3.1 Bestemmingsomschrijving
De voor “Tuin” aangewezen gronden zijn bestemd voor:
tuinen en erven,
en de daarbij behorende:
bouwwerken geen gebouwen zijnde.
3.2 Bouwregels
In of op deze gronden mogen geen hoofdgebouwen worden gebouwd.

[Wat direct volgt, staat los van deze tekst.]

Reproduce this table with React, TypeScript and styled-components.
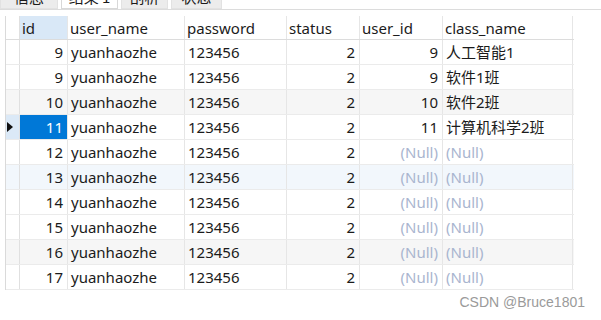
import styled, { createGlobalStyle } from "styled-components";

const GlobalStyle = createGlobalStyle`
  html, body {
    margin: 0;
    padding: 0;
    background: #ffffff;
  }
  body {
    font-family: "Noto Sans", "Noto Sans CJK SC", sans-serif;
    color: #1b1b1b;
    overflow: hidden;
  }
`;

const Page = styled.div`
  position: relative;
  width: 601px;
  height: 320px;
  overflow: hidden;
`;

const TabBar = styled.div`
  display: flex;
  gap: 3px;
  height: 24px;
  margin-top: -15px;
  border-bottom: 1px solid #dcdcdc;
`;

const Tab = styled.div<{ $active?: boolean; $w: number }>`
  width: ${(p) => p.$w}px;
  box-sizing: border-box;
  text-align: center;
  font-size: 15px;
  line-height: 24px;
  background: ${(p) => (p.$active ? "#ffffff" : "#ececec")};
  border: 1px solid ${(p) => (p.$active ? "#d8d8d8" : "#e2e2e2")};
  border-top: none;
  font-family: "Noto Sans CJK SC", sans-serif;
`;

const Grid = styled.div`
  margin: 6px 0 0 5px;
  width: 568px;
  border-left: 1px solid #dadada;
`;

const Row = styled.div<{ $tone?: "gray" | "blue" }>`
  display: flex;
  height: 25px;
  box-sizing: border-box;
  border-bottom: 1px solid #ebebeb;
  background: ${(p) =>
    p.$tone === "gray" ? "#f6f6f6" : p.$tone === "blue" ? "#f2f7fc" : "#ffffff"};
`;

const HeadRow = styled.div`
  display: flex;
  height: 24px;
  box-sizing: border-box;
  border-bottom: 1px solid #dcdcdc;
`;

const Gutter = styled.div<{ $current?: boolean }>`
  width: 14px;
  flex: none;
  box-sizing: border-box;
  border-right: 1px solid #e0e0e0;
  background: ${(p) => (p.$current ? "#dbe9f7" : "transparent")};
  display: flex;
  align-items: center;
  padding-left: 1px;
`;

const Arrow = styled.span`
  width: 0;
  height: 0;
  border-top: 5px solid transparent;
  border-bottom: 5px solid transparent;
  border-left: 6px solid #111111;
`;

const Cell = styled.div<{
  $w: number;
  $right?: boolean;
  $null?: boolean;
  $selected?: boolean;
  $head?: boolean;
  $headActive?: boolean;
}>`
  width: ${(p) => p.$w}px;
  flex: none;
  box-sizing: border-box;
  border-right: 1px solid #e6e6e6;
  font-size: 15px;
  line-height: 24px;
  white-space: nowrap;
  overflow: hidden;
  text-align: ${(p) => (p.$right ? "right" : "left")};
  padding: ${(p) => (p.$right ? "0 4px 0 0" : p.$head ? "0 0 0 2px" : "0 0 0 3px")};
  color: ${(p) => (p.$selected ? "#ffffff" : p.$null ? "#a9b5cf" : "#1b1b1b")};
  background: ${(p) =>
    p.$selected ? "#0078d7" : p.$headActive ? "#d9e8f7" : "transparent"};
`;

const Watermark = styled.div`
  position: absolute;
  right: 16px;
  top: 294px;
  font-family: "Liberation Sans", Arial, sans-serif;
  font-size: 14px;
  color: #9a9a9a;
  text-shadow: 0 0 2px #ffffff;
`;

const widths = [48, 117, 102, 73, 83, 130];
const heads = ["id", "user_name", "password", "status", "user_id", "class_name"];

type Rec = {
  id: number;
  userId: number | null;
  className: string | null;
  tone?: "gray" | "blue";
  current?: boolean;
};

const rows: Rec[] = [
  { id: 9, userId: 9, className: "人工智能1" },
  { id: 9, userId: 9, className: "软件1班" },
  { id: 10, userId: 10, className: "软件2班", tone: "gray" },
  { id: 11, userId: 11, className: "计算机科学2班", current: true },
  { id: 12, userId: null, className: null },
  { id: 13, userId: null, className: null, tone: "blue" },
  { id: 14, userId: null, className: null },
  { id: 15, userId: null, className: null },
  { id: 16, userId: null, className: null, tone: "gray" },
  { id: 17, userId: null, className: null },
];

export default function App() {
  return (
    <Page>
      <GlobalStyle />
      <TabBar>
        <Tab $w={58}>信息</Tab>
        <Tab $w={57} $active>
          结果 1
        </Tab>
        <Tab $w={47}>剖析</Tab>
        <Tab $w={51}>状态</Tab>
      </TabBar>
      <Grid>
        <HeadRow>
          <Gutter />
          {heads.map((h, i) => (
            <Cell key={h} $w={widths[i]} $head $headActive={i === 0}>
              {h}
            </Cell>
          ))}
        </HeadRow>
        {rows.map((r, idx) => (
          <Row key={idx} $tone={r.tone}>
            <Gutter $current={r.current}>{r.current && <Arrow />}</Gutter>
            <Cell $w={widths[0]} $right $selected={r.current}>
              {r.id}
            </Cell>
            <Cell $w={widths[1]}>yuanhaozhe</Cell>
            <Cell $w={widths[2]}>123456</Cell>
            <Cell $w={widths[3]} $right>
              2
            </Cell>
            <Cell $w={widths[4]} $right $null={r.userId === null}>
              {r.userId === null ? "(Null)" : r.userId}
            </Cell>
            <Cell $w={widths[5]} $null={r.className === null}>
              {r.className === null ? "(Null)" : r.className}
            </Cell>
          </Row>
        ))}
      </Grid>
      <Watermark>CSDN @Bruce1801</Watermark>
    </Page>
  );
}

Voor het bouwen van bijgebouwen gelden de volgende regels:
bijgebouwen mogen uitsluitend worden gebouwd als erker of serre;
de diepte van bijgebouwen mag niet meer dan 1,5 m vanuit het hoofdgebouw bedragen, mits de diepte van de voortuin c.q. zijtuin niet minder dan respectievelijk 3 m en 2 m wordt;
de breedte van bijgebouwen mag niet meer dan 70% van de voorgevel- c.q. zijgevelbreedte;
de bouwhoogte van bijgebouwen mag niet meer dan 3,25 m bedragen;
bijgebouwen uitgevoerd als hoekerkers zijn mogelijk mits wordt voldaan aan de regels in sub 1 tot en met 4 en mits:
het gedeelte van de hoekerker dat aan de voorgevel van de woning is gesitueerd niet breder is dan 70% van de voorgevelbreedte;
het gedeelte van de hoekerker dat aan de zijgevel en in het verlengde daarvan voor het verlengde van de voorgevel is gesitueerd niet breder is dan 70% van de zijgevelbreedte.
Voor het bouwen van bouwwerken, geen gebouwen zijnde, gelden de volgende regels:
op het voorerf mag de bouwhoogte niet meer dan 1 m bedragen, tenzij het palen en masten betreft die een bouwhoogte van 5 m mogen hebben;
op het zijerf mag de bouwhoogte niet meer dan 2 m bedragen tenzij het palen en masten betreft die een bouwhoogte van 6 m mogen hebben;
bouwwerken, geen gebouwen zijnde, mogen als luifel of balkon worden uitgevoerd tot een diepte van niet meer dan 1,5 m uit de gevel.